Peter J. Boyer, the TV writer for The Associated Press, wrote: "The folks at ABC's Fridays are delighting over the windfall hype that has come their way this week after guest host Andy Kaufman's on-camera 'fight' at the end of last Friday's show." Fridays milked the gag by having Kaufman return the next week to announce that the fight had been a planned event. Kaufman spoke haltingly, like he was reading unfamiliar words off a TelePrompTer.
"ABC wants you to know the truth," Kaufman said. "The truth is it was an experimental piece to do something different." After a pause, Kaufman added: "I can't do this. "I won't do it. I'm sorry. I will not say it. This has been a very hard week for me. Because of last week's show my job on Taxi is in jeopardy. I'm having trouble getting producers to hire me for other shows. My friends won't talk to me. The show has led to a separation from my wife. We were just trying to have some fun. Maybe I went too far."

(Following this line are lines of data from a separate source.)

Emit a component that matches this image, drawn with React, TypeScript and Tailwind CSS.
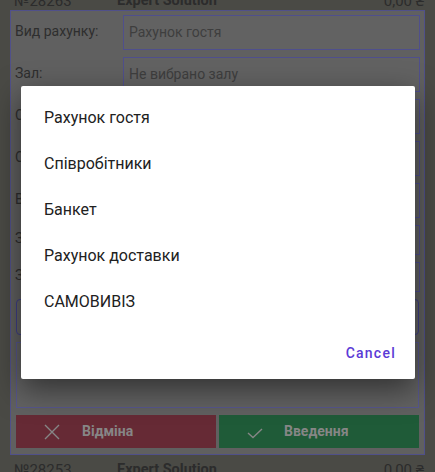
import React from "react";

const font = { fontFamily: "Roboto, 'Noto Sans', sans-serif" };

function Row({ label, value, h }: { label: string; value: string; h: string }) {
  return (
    <div className={`flex items-center ${h}`}>
      <div className="w-[112px] pl-[4px] text-[14px] text-[#2e2e2e] -mt-[3px] whitespace-nowrap overflow-hidden">{label}</div>
      <div className="flex-1 h-full mr-[4px] border border-[#4f4f8c] bg-[#626262] flex items-center pl-[5px] text-[14px] text-[#3e3e3e]">
        {value}
      </div>
    </div>
  );
}

export default function App() {
  const items = ["Рахунок гостя", "Співробітники", "Банкет", "Рахунок доставки", "САМОВИВІЗ"];
  return (
    <div className="relative w-[435px] h-[472px] overflow-hidden bg-[#4a4a45]" style={font}>
      <div className="flex flex-col">
        <div className="flex items-center h-[18px] -mt-[8px] px-[14px] text-[15px] text-[#2c2c2c]">
          <span className="w-[103px]">№28263</span>
          <span className="font-bold text-[14.5px]">Expert Solution</span>
          <span className="ml-auto -mr-[3px]">0,00 ₴</span>
        </div>
        <div className="mx-[10px] h-[445px] border border-[#50508a] bg-[#606060] flex flex-col pt-[4px] gap-[7px]">
          <Row label="Вид рахунку:" value="Рахунок гостя" h="h-[35px]" />
          <Row label="Зал:" value="Не вибрано залу" h="h-[35px]" />
          <Row label="Стіл:" value="" h="h-[35px]" />
          <Row label="Статус:" value="" h="h-[35px]" />
          <Row label="Вартість:" value="" h="h-[35px]" />
          <Row label="Знижка:" value="" h="h-[30px]" />
          <Row label="Замовник:" value="" h="h-[30px]" />
          <div className="mx-[5px] h-[36px] rounded-[4px] border border-[#3e3e86] bg-[#626262]" />
          <div className="mx-[5px] h-[66px] border border-[#56568c] bg-[#626262]" />
          <div className="mx-[5px] h-[33px] flex gap-[3px]">
            <div className="w-[200px] bg-[#662a35] flex items-center pl-[28px] text-[#868686] font-bold text-[14px]">
              <svg width="16" height="16" viewBox="0 0 16 16" className="mr-[22px]">
                <path d="M1 1 L15 15 M15 1 L1 15" stroke="#868686" strokeWidth="1.4" fill="none" />
              </svg>
              Відміна
            </div>
            <div className="flex-1 bg-[#1f5b38] flex items-center pl-[28px] text-[#868686] font-bold text-[14px]">
              <svg width="16" height="12" viewBox="0 0 16 12" className="mr-[21px] mt-[2px]">
                <path d="M1 6 L6 10.5 L15 2" stroke="#868686" strokeWidth="1.4" fill="none" />
              </svg>
              Введення
            </div>
          </div>
        </div>
        <div className="flex items-center h-[18px] mt-[6px] px-[14px] text-[15px] text-[#2c2c2c]">
          <span className="w-[103px]">№28253</span>
          <span className="font-bold text-[14.5px]">Expert Solution</span>
          <span className="ml-auto -mr-[3px]">0,00 ₴</span>
        </div>
      </div>

      <div className="absolute left-[21px] top-[86px] w-[394px] h-[293px] bg-white rounded-[2px] shadow-[0_10px_30px_rgba(0,0,0,0.5)] flex flex-col pt-[9px]">
        {items.map((t) => (
          <div key={t} className="h-[46px] flex items-center pl-[23px] text-[16px] text-[#212121]">
            {t}
          </div>
        ))}
        <div className="flex justify-end pr-[19px] mt-[10px]">
          <div className="h-[36px] flex items-center text-[14px] font-medium tracking-[1.25px] text-[#5b3ad6]">
            Cancel
          </div>
        </div>
      </div>
    </div>
  );
}
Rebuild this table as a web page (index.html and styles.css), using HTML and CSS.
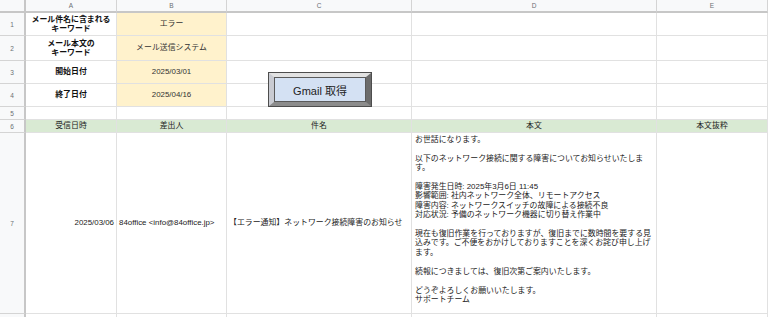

Kaufman wasn't married. It was all another put-on. But the fight and Kaufman's second appearance on Fridays gave the show considerable press attention.
FRIDAYS SAYS FAREWELL
The second full season for Fridays began Sept. 18, 1981. Andy Kaufman was back as guest host. This time, he appeared a remarkably changed man. Dressed in a suit, his hair slicked back, Kaufman treated the crowd to his Foreign Man character and lip synched the Mighty Mouse theme. Then he was joined on stage by his fiancee, a gospel singer from the Lawrence Welk Show. They sang a duet together.
"That was the Andy Kaufman thing. He was brilliant in his own way," Moffitt said. "Andy was always trying something different."